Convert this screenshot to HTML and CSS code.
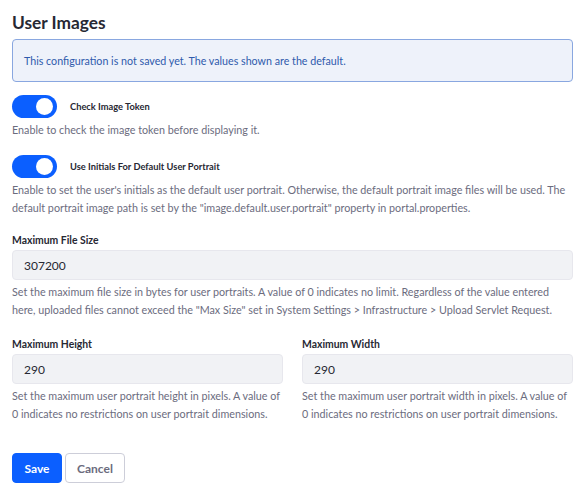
FILE: index.html
```html
<!DOCTYPE html>
<html lang="en">
<head>
    <meta charset="UTF-8">
    <meta name="viewport" content="width=device-width, initial-scale=1.0">
    <title>User Images</title>
    <link rel="stylesheet" href="styles.css">
</head>
<body>

    <div class="sheet">
        <h2 class="sheet-title">User Images</h2>

        <div class="alert-info">
            This configuration is not saved yet. The values shown are the default.
        </div>

        <form name="userimages">
            <div class="toggle-group">
                <label class="toggle-row">
                    <span class="toggle on"><span class="knob"></span></span>
                    <span class="toggle-label">Check Image Token</span>
                </label>
                <p class="help">Enable to check the image token before displaying it.</p>
            </div>

            <div class="toggle-group">
                <label class="toggle-row">
                    <span class="toggle on"><span class="knob"></span></span>
                    <span class="toggle-label">Use Initials For Default User Portrait</span>
                </label>
                <p class="help">Enable to set the user's initials as the default user portrait. Otherwise, the default portrait image files will be used. The default portrait image path is set by the "image.default.user.portrait" property in portal.properties.</p>
            </div>

            <div class="field">
                <label class="field-label">Maximum File Size</label>
                <input class="field-input" type="text" value="307200">
                <p class="help">Set the maximum file size in bytes for user portraits. A value of 0 indicates no limit. Regardless of the value entered here, uploaded files cannot exceed the "Max Size" set in System Settings &gt; Infrastructure &gt; Upload Servlet Request.</p>
            </div>

            <div class="field-row">
                <div class="field">
                    <label class="field-label">Maximum Height</label>
                    <input class="field-input" type="text" value="290">
                    <p class="help">Set the maximum user portrait height in pixels. A value of 0 indicates no restrictions on user portrait dimensions.</p>
                </div>
                <div class="field">
                    <label class="field-label">Maximum Width</label>
                    <input class="field-input" type="text" value="290">
                    <p class="help">Set the maximum user portrait width in pixels. A value of 0 indicates no restrictions on user portrait dimensions.</p>
                </div>
            </div>

            <div class="button-row">
                <button type="button" class="btn btn-primary">Save</button>
                <button type="button" class="btn btn-secondary">Cancel</button>
            </div>
        </form>
    </div>

</body>
</html>
```

FILE: styles.css
```css
/* General */
body {
    margin: 0;
    padding: 0;
    background: #fff;
    font-family: 'Lato', 'Noto Sans', sans-serif;
    color: #272833;
}

.sheet {
    padding: 12px 8px 16px 12px;
}

.sheet-title {
    margin: 0 0 5px 0;
    font-size: 17.3px;
    font-weight: 700;
    line-height: 22px;
    color: #272833;
}

/* Info alert */
.alert-info {
    background-color: #eef2fa;
    border: 1px solid #89a7e0;
    border-radius: 4px;
    color: #2e5aac;
    font-size: 10.7px;
    line-height: 16px;
    padding: 13px 11px 12px 11px;
    margin-bottom: 13px;
}

/* Toggles */
.toggle-group {
    margin-bottom: 16px;
}

.toggle-row {
    display: flex;
    align-items: center;
    gap: 13px;
}

.toggle {
    position: relative;
    width: 45px;
    height: 23px;
    border-radius: 12px;
    background-color: #cdced9;
    flex-shrink: 0;
}

.toggle.on {
    background-color: #0b5fff;
}

.toggle .knob {
    position: absolute;
    top: 3px;
    left: 3px;
    width: 17px;
    height: 17px;
    border-radius: 50%;
    background: #fff;
}

.toggle.on .knob {
    left: auto;
    right: 4px;
}

.toggle-label {
    font-size: 9.3px;
    font-weight: 700;
    color: #272833;
}

.help {
    margin: 3px 0 0 0;
    font-size: 10.75px;
    line-height: 18px;
    color: #6b6c7e;
}

/* Fields */
.field {
    margin-bottom: 18px;
    flex: 1;
}

.field-label {
    display: block;
    font-size: 10.4px;
    font-weight: 700;
    line-height: 14px;
    margin: 0 0 3px 0;
    color: #272833;
}

.field-input {
    display: block;
    box-sizing: border-box;
    width: 100%;
    height: 30px;
    padding: 0 11px;
    border: 1px solid #e7e7ed;
    border-radius: 4px;
    background-color: #f1f2f5;
    font-family: 'Lato', 'Noto Sans', sans-serif;
    font-size: 12px;
    color: #272833;
}

.field-row {
    display: flex;
    gap: 19px;
}

.field-row .field {
    margin-bottom: 0;
}

/* Buttons */
.button-row {
    display: flex;
    gap: 3px;
    margin-top: 30px;
}

.btn {
    height: 30px;
    padding: 0;
    border-radius: 4px;
    font-family: 'Lato', 'Noto Sans', sans-serif;
    font-size: 12px;
    font-weight: 700;
    cursor: pointer;
}

.btn-primary {
    width: 50px;
    background-color: #0b5fff;
    border: 1px solid #0b5fff;
    color: #fff;
}

.btn-secondary {
    width: 60px;
    background-color: #fff;
    border: 1px solid #cdced9;
    color: #6b6c7e;
}
```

══════════════════════════════

Keep every word of the data as it is when you write it out, but drop the pictures.

_EXERCISE ANSWER_.
Convert this screenshot to HTML and CSS code.
FILE: index.html
```html
<!DOCTYPE html>
<html lang="en">
<head>
    <meta charset="UTF-8">
    <meta name="viewport" content="width=device-width, initial-scale=1.0">
    <title>User Images</title>
    <link rel="stylesheet" href="styles.css">
</head>
<body>

    <div class="sheet">
        <h2 class="sheet-title">User Images</h2>

        <div class="alert-info">
            This configuration is not saved yet. The values shown are the default.
        </div>

        <form name="userimages">
            <div class="toggle-group">
                <label class="toggle-row">
                    <span class="toggle on"><span class="knob"></span></span>
                    <span class="toggle-label">Check Image Token</span>
                </label>
                <p class="help">Enable to check the image token before displaying it.</p>
            </div>

            <div class="toggle-group">
                <label class="toggle-row">
                    <span class="toggle on"><span class="knob"></span></span>
                    <span class="toggle-label">Use Initials For Default User Portrait</span>
                </label>
                <p class="help">Enable to set the user's initials as the default user portrait. Otherwise, the default portrait image files will be used. The default portrait image path is set by the "image.default.user.portrait" property in portal.properties.</p>
            </div>

            <div class="field">
                <label class="field-label">Maximum File Size</label>
                <input class="field-input" type="text" value="307200">
                <p class="help">Set the maximum file size in bytes for user portraits. A value of 0 indicates no limit. Regardless of the value entered here, uploaded files cannot exceed the "Max Size" set in System Settings &gt; Infrastructure &gt; Upload Servlet Request.</p>
            </div>

            <div class="field-row">
                <div class="field">
                    <label class="field-label">Maximum Height</label>
                    <input class="field-input" type="text" value="290">
                    <p class="help">Set the maximum user portrait height in pixels. A value of 0 indicates no restrictions on user portrait dimensions.</p>
                </div>
                <div class="field">
                    <label class="field-label">Maximum Width</label>
                    <input class="field-input" type="text" value="290">
                    <p class="help">Set the maximum user portrait width in pixels. A value of 0 indicates no restrictions on user portrait dimensions.</p>
                </div>
            </div>

            <div class="button-row">
                <button type="button" class="btn btn-primary">Save</button>
                <button type="button" class="btn btn-secondary">Cancel</button>
            </div>
        </form>
    </div>

</body>
</html>
```

FILE: styles.css
```css
/* General */
body {
    margin: 0;
    padding: 0;
    background: #fff;
    font-family: 'Lato', 'Noto Sans', sans-serif;
    color: #272833;
}

.sheet {
    padding: 12px 8px 16px 12px;
}

.sheet-title {
    margin: 0 0 5px 0;
    font-size: 17.3px;
    font-weight: 700;
    line-height: 22px;
    color: #272833;
}

/* Info alert */
.alert-info {
    background-color: #eef2fa;
    border: 1px solid #89a7e0;
    border-radius: 4px;
    color: #2e5aac;
    font-size: 10.7px;
    line-height: 16px;
    padding: 13px 11px 12px 11px;
    margin-bottom: 13px;
}

/* Toggles */
.toggle-group {
    margin-bottom: 16px;
}

.toggle-row {
    display: flex;
    align-items: center;
    gap: 13px;
}

.toggle {
    position: relative;
    width: 45px;
    height: 23px;
    border-radius: 12px;
    background-color: #cdced9;
    flex-shrink: 0;
}

.toggle.on {
    background-color: #0b5fff;
}

.toggle .knob {
    position: absolute;
    top: 3px;
    left: 3px;
    width: 17px;
    height: 17px;
    border-radius: 50%;
    background: #fff;
}

.toggle.on .knob {
    left: auto;
    right: 4px;
}

.toggle-label {
    font-size: 9.3px;
    font-weight: 700;
    color: #272833;
}

.help {
    margin: 3px 0 0 0;
    font-size: 10.75px;
    line-height: 18px;
    color: #6b6c7e;
}

/* Fields */
.field {
    margin-bottom: 18px;
    flex: 1;
}

.field-label {
    display: block;
    font-size: 10.4px;
    font-weight: 700;
    line-height: 14px;
    margin: 0 0 3px 0;
    color: #272833;
}

.field-input {
    display: block;
    box-sizing: border-box;
    width: 100%;
    height: 30px;
    padding: 0 11px;
    border: 1px solid #e7e7ed;
    border-radius: 4px;
    background-color: #f1f2f5;
    font-family: 'Lato', 'Noto Sans', sans-serif;
    font-size: 12px;
    color: #272833;
}

.field-row {
    display: flex;
    gap: 19px;
}

.field-row .field {
    margin-bottom: 0;
}

/* Buttons */
.button-row {
    display: flex;
    gap: 3px;
    margin-top: 30px;
}

.btn {
    height: 30px;
    padding: 0;
    border-radius: 4px;
    font-family: 'Lato', 'Noto Sans', sans-serif;
    font-size: 12px;
    font-weight: 700;
    cursor: pointer;
}

.btn-primary {
    width: 50px;
    background-color: #0b5fff;
    border: 1px solid #0b5fff;
    color: #fff;
}

.btn-secondary {
    width: 60px;
    background-color: #fff;
    border: 1px solid #cdced9;
    color: #6b6c7e;
}
```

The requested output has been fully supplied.